» **Aim of the task**: Retype each line of the material exactly, please, skipping any picture in it.

» **Information shown**:
====================
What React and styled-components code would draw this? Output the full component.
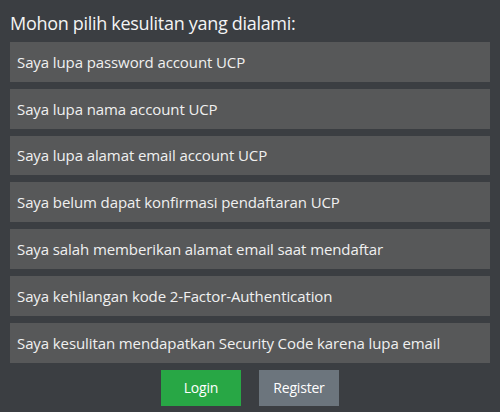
import React from "react";
import styled, { createGlobalStyle } from "styled-components";

const Global = createGlobalStyle`
  html, body { margin: 0; padding: 0; background: #3b3e42; }
  body { font-family: "Open Sans", "Noto Sans", sans-serif; }
`;

const Page = styled.div`
  width: 500px;
  height: 412px;
  box-sizing: border-box;
  padding: 11px 10px 0 10px;
  background: #3b3e42;
  color: #f2f2f2;
  display: flex;
  flex-direction: column;
`;

const Heading = styled.div`
  font-size: 18px;
  letter-spacing: -0.3px;
  line-height: 24px;
  height: 31px;
  color: #f4f4f4;
`;

const List = styled.div`
  display: flex;
  flex-direction: column;
  gap: 7px;
`;

const Item = styled.div`
  height: 39.8px;
  box-sizing: border-box;
  padding: 0 7px;
  display: flex;
  align-items: center;
  background: #575859;
  font-size: 15px;
  letter-spacing: -0.1px;
  color: #f0f0f0;
  cursor: pointer;
`;

const Actions = styled.div`
  display: flex;
  justify-content: center;
  gap: 18px;
  margin-top: 7.4px;
`;

const Button = styled.button`
  width: 80px;
  height: 36px;
  border: none;
  border-radius: 0;
  font-family: inherit;
  font-size: 14px;
  letter-spacing: -0.2px;
  color: #ffffff;
  background: ${(p) => (p.$variant === "primary" ? "#28a745" : "#6c757d")};
  padding: 0;
`;

const items = [
  "Saya lupa password account UCP",
  "Saya lupa nama account UCP",
  "Saya lupa alamat email account UCP",
  "Saya belum dapat konfirmasi pendaftaran UCP",
  "Saya salah memberikan alamat email saat mendaftar",
  "Saya kehilangan kode 2-Factor-Authentication",
  "Saya kesulitan mendapatkan Security Code karena lupa email",
];

export default function App() {
  return (
    <>
      <Global />
      <Page>
        <Heading>Mohon pilih kesulitan yang dialami:</Heading>
        <List>
          {items.map((t) => (
            <Item key={t}>{t}</Item>
          ))}
        </List>
        <Actions>
          <Button $variant="primary">Login</Button>
          <Button>Register</Button>
        </Actions>
      </Page>
    </>
  );
}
====================
» **Task answer**:
What React and styled-components code would draw this? Output the full component.
import React from "react";
import styled, { createGlobalStyle } from "styled-components";

const Global = createGlobalStyle`
  html, body { margin: 0; padding: 0; background: #3b3e42; }
  body { font-family: "Open Sans", "Noto Sans", sans-serif; }
`;

const Page = styled.div`
  width: 500px;
  height: 412px;
  box-sizing: border-box;
  padding: 11px 10px 0 10px;
  background: #3b3e42;
  color: #f2f2f2;
  display: flex;
  flex-direction: column;
`;

const Heading = styled.div`
  font-size: 18px;
  letter-spacing: -0.3px;
  line-height: 24px;
  height: 31px;
  color: #f4f4f4;
`;

const List = styled.div`
  display: flex;
  flex-direction: column;
  gap: 7px;
`;

const Item = styled.div`
  height: 39.8px;
  box-sizing: border-box;
  padding: 0 7px;
  display: flex;
  align-items: center;
  background: #575859;
  font-size: 15px;
  letter-spacing: -0.1px;
  color: #f0f0f0;
  cursor: pointer;
`;

const Actions = styled.div`
  display: flex;
  justify-content: center;
  gap: 18px;
  margin-top: 7.4px;
`;

const Button = styled.button`
  width: 80px;
  height: 36px;
  border: none;
  border-radius: 0;
  font-family: inherit;
  font-size: 14px;
  letter-spacing: -0.2px;
  color: #ffffff;
  background: ${(p) => (p.$variant === "primary" ? "#28a745" : "#6c757d")};
  padding: 0;
`;

const items = [
  "Saya lupa password account UCP",
  "Saya lupa nama account UCP",
  "Saya lupa alamat email account UCP",
  "Saya belum dapat konfirmasi pendaftaran UCP",
  "Saya salah memberikan alamat email saat mendaftar",
  "Saya kehilangan kode 2-Factor-Authentication",
  "Saya kesulitan mendapatkan Security Code karena lupa email",
];

export default function App() {
  return (
    <>
      <Global />
      <Page>
        <Heading>Mohon pilih kesulitan yang dialami:</Heading>
        <List>
          {items.map((t) => (
            <Item key={t}>{t}</Item>
          ))}
        </List>
        <Actions>
          <Button $variant="primary">Login</Button>
          <Button>Register</Button>
        </Actions>
      </Page>
    </>
  );
}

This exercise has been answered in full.